- _Required work_
Return the listing below unchanged, minus its pictures.

= = = = = = =

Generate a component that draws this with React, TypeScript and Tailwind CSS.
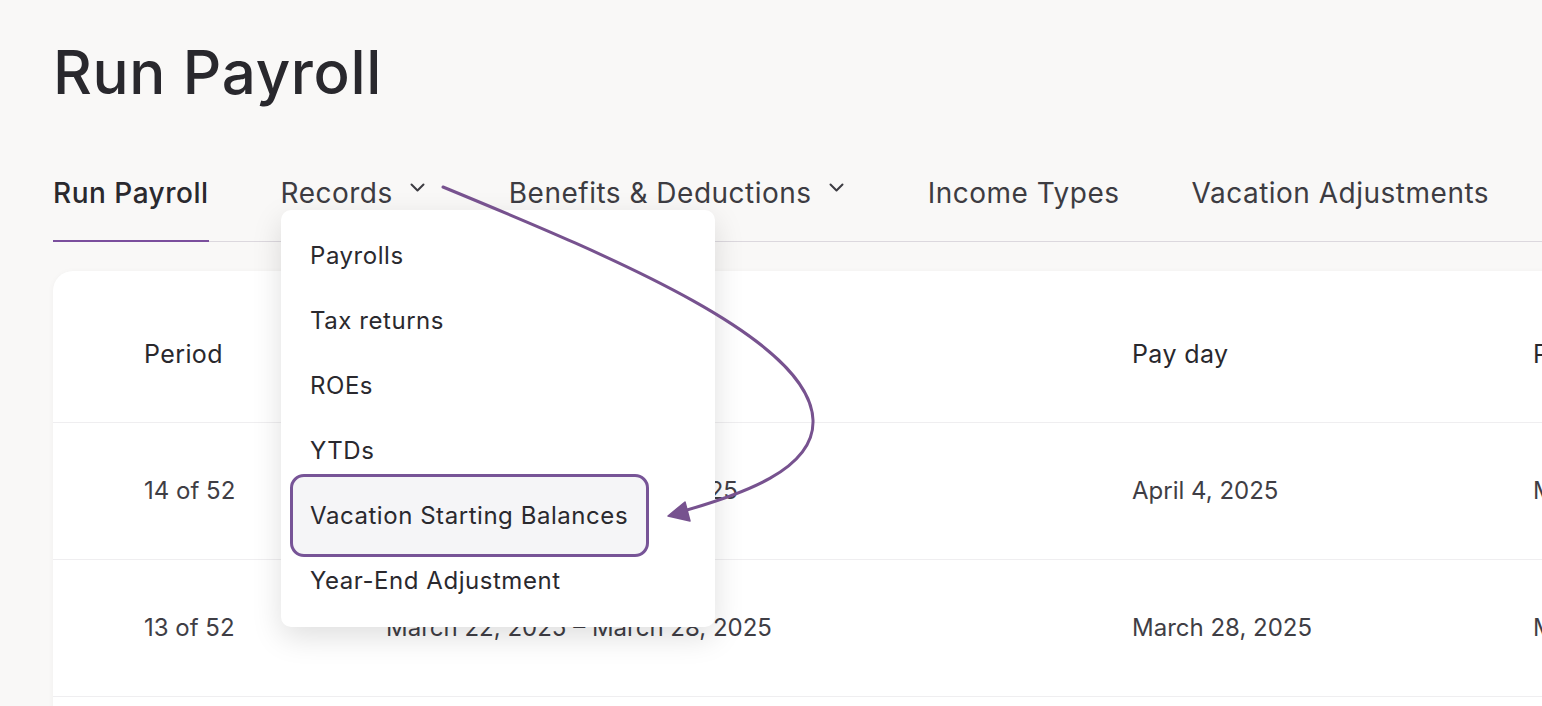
import React from 'react';

const TABS = [
  { label: 'Run Payroll', active: true, menu: false },
  { label: 'Records', active: false, menu: true },
  { label: 'Benefits & Deductions', active: false, menu: true },
  { label: 'Income Types', active: false, menu: false },
  { label: 'Vacation Adjustments', active: false, menu: false },
];

const ROWS = [
  { period: '14 of 52', range: 'March 29, 2025 – April 4, 2025', payDay: 'April 4, 2025', type: 'Manual' },
  { period: '13 of 52', range: 'March 22, 2025 – March 28, 2025', payDay: 'March 28, 2025', type: 'Manual' },
];

const MENU = ['Payrolls', 'Tax returns', 'ROEs', 'YTDs', 'Vacation Starting Balances', 'Year-End Adjustment'];

function Chevron() {
  return (
    <svg width="15" height="9" viewBox="0 0 15 9" fill="none" className="ml-[17px] mt-[4px] shrink-0">
      <path d="M1.5 1.5l6 6 6-6" stroke="#3d3c42" strokeWidth="2" strokeLinecap="round" strokeLinejoin="round" />
    </svg>
  );
}

function App() {
  return (
    <div
      className="relative h-screen w-full overflow-hidden bg-[#f9f8f7] text-[#29282d]"
      style={{ fontFamily: 'Inter, "Noto Sans", sans-serif' }}
    >
      <div className="pl-[53px]">
        {/* Header */}
        <h1 className="pt-[42px] text-[60px] leading-none font-medium tracking-[0.7px]">Run Payroll</h1>

        {/* Tabs */}
        <nav className="mt-[77px] flex w-[1600px] border-b border-[#dcd8de]">
          {TABS.map((tab) => (
            <div
              key={tab.label}
              className={`relative flex shrink-0 items-start whitespace-nowrap pb-[34px] text-[28px] leading-none tracking-[0.5px] ${
                tab.active ? 'font-medium text-[#2a292e]' : 'text-[#3d3c42]'
              } ${tab.menu ? 'mr-[84px]' : 'mr-[72px]'}`}
            >
              <span>{tab.label}</span>
              {tab.menu && <Chevron />}
              {tab.active && <span className="absolute left-0 right-0 -bottom-px h-[2px] bg-[#7b4f9d]" />}
            </div>
          ))}
        </nav>

        {/* Table card */}
        <div className="mt-[29px] w-[1600px] rounded-[20px] bg-white pt-[16px] shadow-[0_1px_6px_rgba(0,0,0,0.04)]">
          <div className="grid h-[136px] grid-cols-[242px_746px_401px_1fr] items-center whitespace-nowrap border-b border-[#efeef0] pl-[91px] text-[25px] tracking-[0.4px] text-[#29282d]">
            <span>Period</span>
            <span>Period dates</span>
            <span>Pay day</span>
            <span>Payroll type</span>
          </div>
          {ROWS.map((row) => (
            <div
              key={row.period}
              className="grid h-[137px] grid-cols-[242px_746px_401px_1fr] items-center whitespace-nowrap border-b border-[#efeef0] pl-[91px] text-[24px] text-[#3f3e45]"
            >
              <span>{row.period}</span>
              <span>{row.range}</span>
              <span>{row.payDay}</span>
              <span>{row.type}</span>
            </div>
          ))}
          <div className="h-[40px]" />
        </div>
      </div>

      {/* Records dropdown */}
      <div className="absolute left-[281px] top-[210px] w-[434px] rounded-[10px] bg-white pt-[13px] pb-[14px] shadow-[0_10px_30px_rgba(0,0,0,0.13)]">
        {MENU.map((item) => (
          <div key={item} className="relative flex h-[65px] items-center pl-[29px] text-[24px] tracking-[0.55px] text-[#2a292e]">
            {item === 'Vacation Starting Balances' && (
              <span className="absolute left-[9px] top-[-9px] h-[83px] w-[359px] rounded-[14px] border-[3px] border-[#775497] bg-[#f5f5f7]" />
            )}
            <span className="relative">{item}</span>
          </div>
        ))}
      </div>

      {/* Annotation arrow */}
      <svg className="pointer-events-none absolute left-0 top-0" width="1542" height="706" viewBox="0 0 1542 706" fill="none">
        <path
          d="M443 187 C620 260 810 340 813 420 C815 470 740 495 680 512"
          stroke="#77528f"
          strokeWidth="3"
          strokeLinecap="round"
        />
        <path d="M668 516 L685 502 L690 521 Z" fill="#77528f" stroke="#77528f" strokeWidth="1.5" strokeLinejoin="round" />
      </svg>
    </div>
  );
}

export default App;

= = = = = = =

- _In response_
Generate a component that draws this with React, TypeScript and Tailwind CSS.
import React from 'react';

const TABS = [
  { label: 'Run Payroll', active: true, menu: false },
  { label: 'Records', active: false, menu: true },
  { label: 'Benefits & Deductions', active: false, menu: true },
  { label: 'Income Types', active: false, menu: false },
  { label: 'Vacation Adjustments', active: false, menu: false },
];

const ROWS = [
  { period: '14 of 52', range: 'March 29, 2025 – April 4, 2025', payDay: 'April 4, 2025', type: 'Manual' },
  { period: '13 of 52', range: 'March 22, 2025 – March 28, 2025', payDay: 'March 28, 2025', type: 'Manual' },
];

const MENU = ['Payrolls', 'Tax returns', 'ROEs', 'YTDs', 'Vacation Starting Balances', 'Year-End Adjustment'];

function Chevron() {
  return (
    <svg width="15" height="9" viewBox="0 0 15 9" fill="none" className="ml-[17px] mt-[4px] shrink-0">
      <path d="M1.5 1.5l6 6 6-6" stroke="#3d3c42" strokeWidth="2" strokeLinecap="round" strokeLinejoin="round" />
    </svg>
  );
}

function App() {
  return (
    <div
      className="relative h-screen w-full overflow-hidden bg-[#f9f8f7] text-[#29282d]"
      style={{ fontFamily: 'Inter, "Noto Sans", sans-serif' }}
    >
      <div className="pl-[53px]">
        {/* Header */}
        <h1 className="pt-[42px] text-[60px] leading-none font-medium tracking-[0.7px]">Run Payroll</h1>

        {/* Tabs */}
        <nav className="mt-[77px] flex w-[1600px] border-b border-[#dcd8de]">
          {TABS.map((tab) => (
            <div
              key={tab.label}
              className={`relative flex shrink-0 items-start whitespace-nowrap pb-[34px] text-[28px] leading-none tracking-[0.5px] ${
                tab.active ? 'font-medium text-[#2a292e]' : 'text-[#3d3c42]'
              } ${tab.menu ? 'mr-[84px]' : 'mr-[72px]'}`}
            >
              <span>{tab.label}</span>
              {tab.menu && <Chevron />}
              {tab.active && <span className="absolute left-0 right-0 -bottom-px h-[2px] bg-[#7b4f9d]" />}
            </div>
          ))}
        </nav>

        {/* Table card */}
        <div className="mt-[29px] w-[1600px] rounded-[20px] bg-white pt-[16px] shadow-[0_1px_6px_rgba(0,0,0,0.04)]">
          <div className="grid h-[136px] grid-cols-[242px_746px_401px_1fr] items-center whitespace-nowrap border-b border-[#efeef0] pl-[91px] text-[25px] tracking-[0.4px] text-[#29282d]">
            <span>Period</span>
            <span>Period dates</span>
            <span>Pay day</span>
            <span>Payroll type</span>
          </div>
          {ROWS.map((row) => (
            <div
              key={row.period}
              className="grid h-[137px] grid-cols-[242px_746px_401px_1fr] items-center whitespace-nowrap border-b border-[#efeef0] pl-[91px] text-[24px] text-[#3f3e45]"
            >
              <span>{row.period}</span>
              <span>{row.range}</span>
              <span>{row.payDay}</span>
              <span>{row.type}</span>
            </div>
          ))}
          <div className="h-[40px]" />
        </div>
      </div>

      {/* Records dropdown */}
      <div className="absolute left-[281px] top-[210px] w-[434px] rounded-[10px] bg-white pt-[13px] pb-[14px] shadow-[0_10px_30px_rgba(0,0,0,0.13)]">
        {MENU.map((item) => (
          <div key={item} className="relative flex h-[65px] items-center pl-[29px] text-[24px] tracking-[0.55px] text-[#2a292e]">
            {item === 'Vacation Starting Balances' && (
              <span className="absolute left-[9px] top-[-9px] h-[83px] w-[359px] rounded-[14px] border-[3px] border-[#775497] bg-[#f5f5f7]" />
            )}
            <span className="relative">{item}</span>
          </div>
        ))}
      </div>

      {/* Annotation arrow */}
      <svg className="pointer-events-none absolute left-0 top-0" width="1542" height="706" viewBox="0 0 1542 706" fill="none">
        <path
          d="M443 187 C620 260 810 340 813 420 C815 470 740 495 680 512"
          stroke="#77528f"
          strokeWidth="3"
          strokeLinecap="round"
        />
        <path d="M668 516 L685 502 L690 521 Z" fill="#77528f" stroke="#77528f" strokeWidth="1.5" strokeLinejoin="round" />
      </svg>
    </div>
  );
}

export default App;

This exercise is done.